For Reisacher, the process is discouragingly expensive. “First, you go through all these hearings. The board grants you the project. Then opposition appeals and follows with a public threat to sue the county [if the project is approved]. The next expense depends on how many Board of Supervisors hearings we have to go through to get the final ‘Yes’ decision, at $20,000 each just to reimburse the county for its staff time, not counting even higher costs for more expert opinions. Once the permit is granted, we have to sign an indemnification agreement with the county so, if it gets sued, we’re responsible for the county’s legal defense, which is usually around $50,000 to $60,000. Then it continues in front of a Sonoma County superior judge and, at that point, I’m out $100,000 in just county fees. And then you put all your hopes into the judge, and even if the judge looks through it and upholds the decision of the county, [the opposition] can still appeal. So you’re going to have to spend another $250,000 in legal fees to get through that next step.” He laughs, once again, but sadly. “All of this is completely unnecessary and out of proportion for a small project like ours.”
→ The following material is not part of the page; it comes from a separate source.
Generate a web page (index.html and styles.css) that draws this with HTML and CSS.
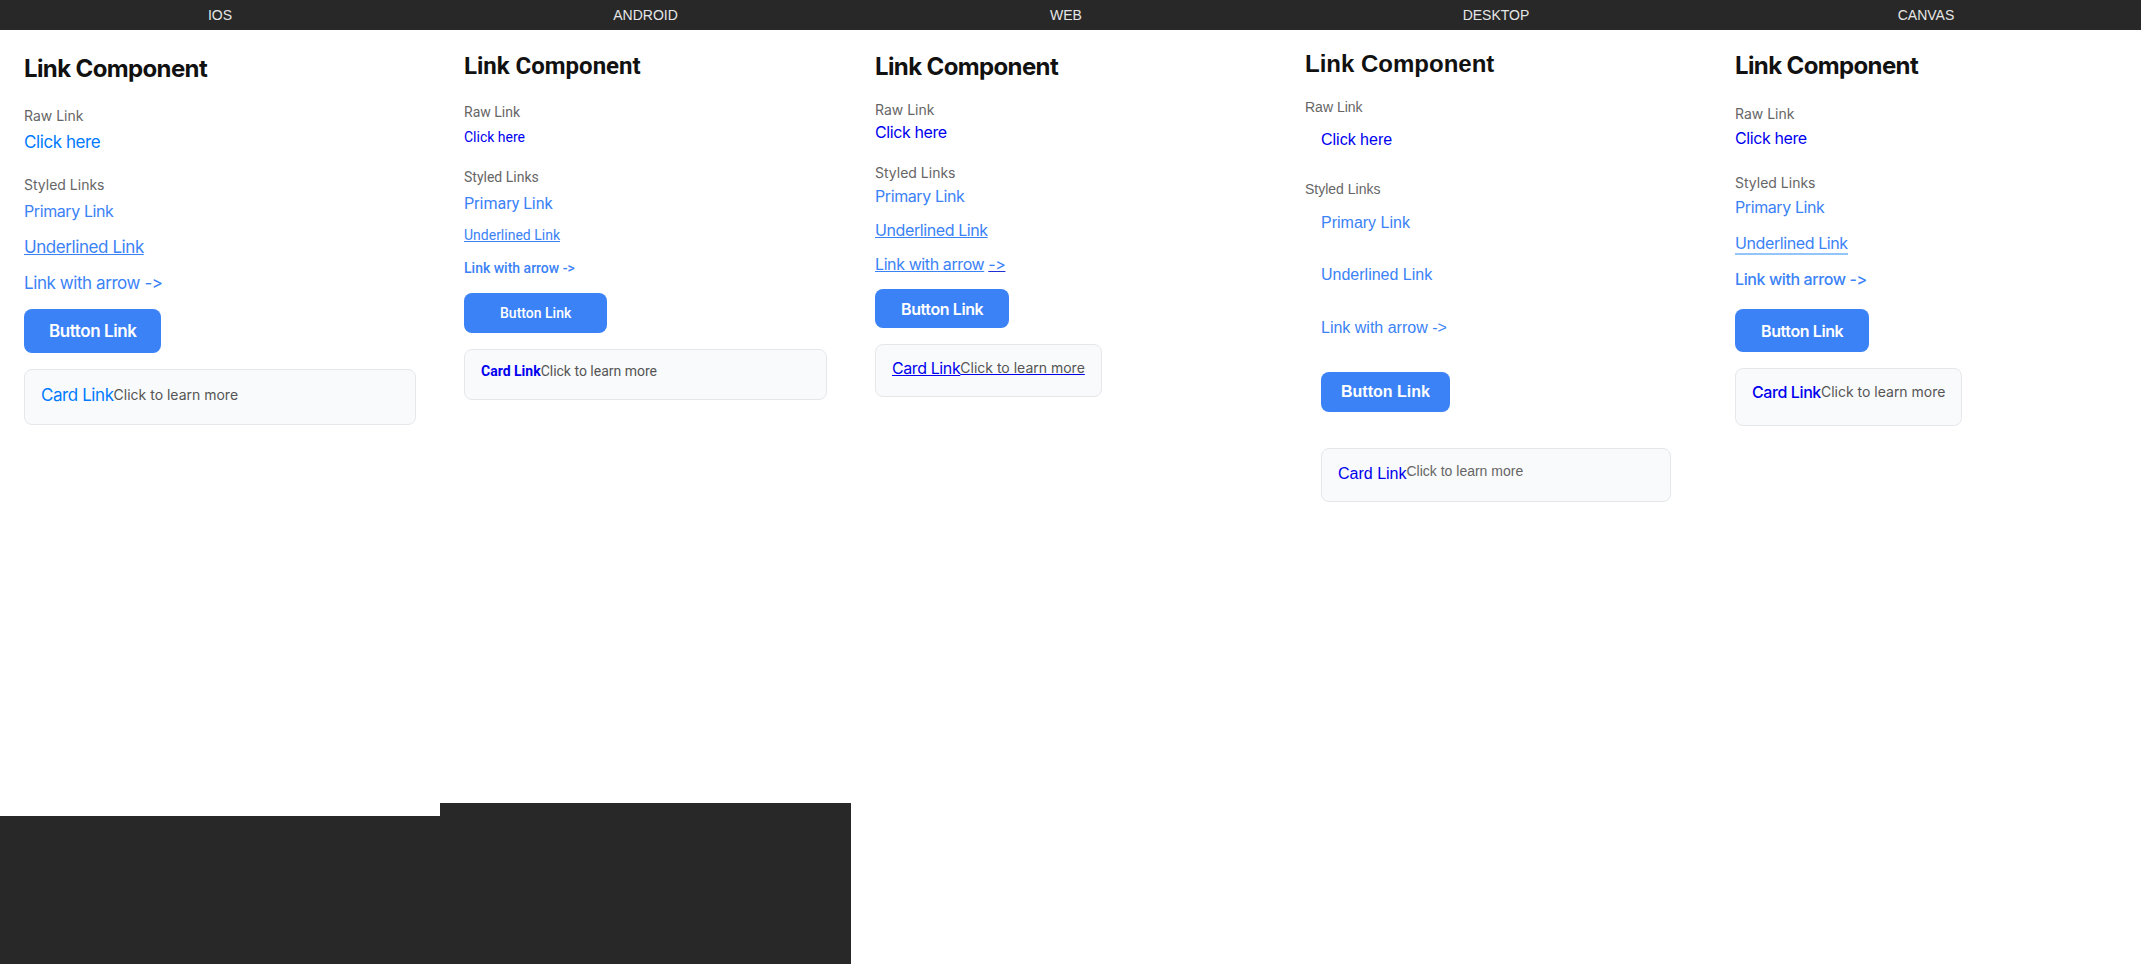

What should be done? Should all this cost simply be divided in half, as Reisacher suggests—a situation he says would surely discourage opponents—or, as Enyart suggests, should the county tighten up its reality up front and save everyone time and money by just coming out and saying, “Your project needs a proper EIR.” The idea being that if everyone can know up front what the impacts are, they can all avoid lengthy appeals, court costs and mental anguish. “All we’re saying,” says Enyart, “is let’s do it carefully, let’s have it well thought out.”

He adds, “let’s also consider maybe this is one place where we don’t need 10 or 15 wineries. Maybe it’s more appropriate, even if agricultural tourism and agriculture in general is vital to our economy, that it’s OK to leave this area, to a certain degree, open, with vistas.”

Certainly, for this portion of Ida Clayton Road, at least, it looks as though the vistas will remain untouched, at least for a while.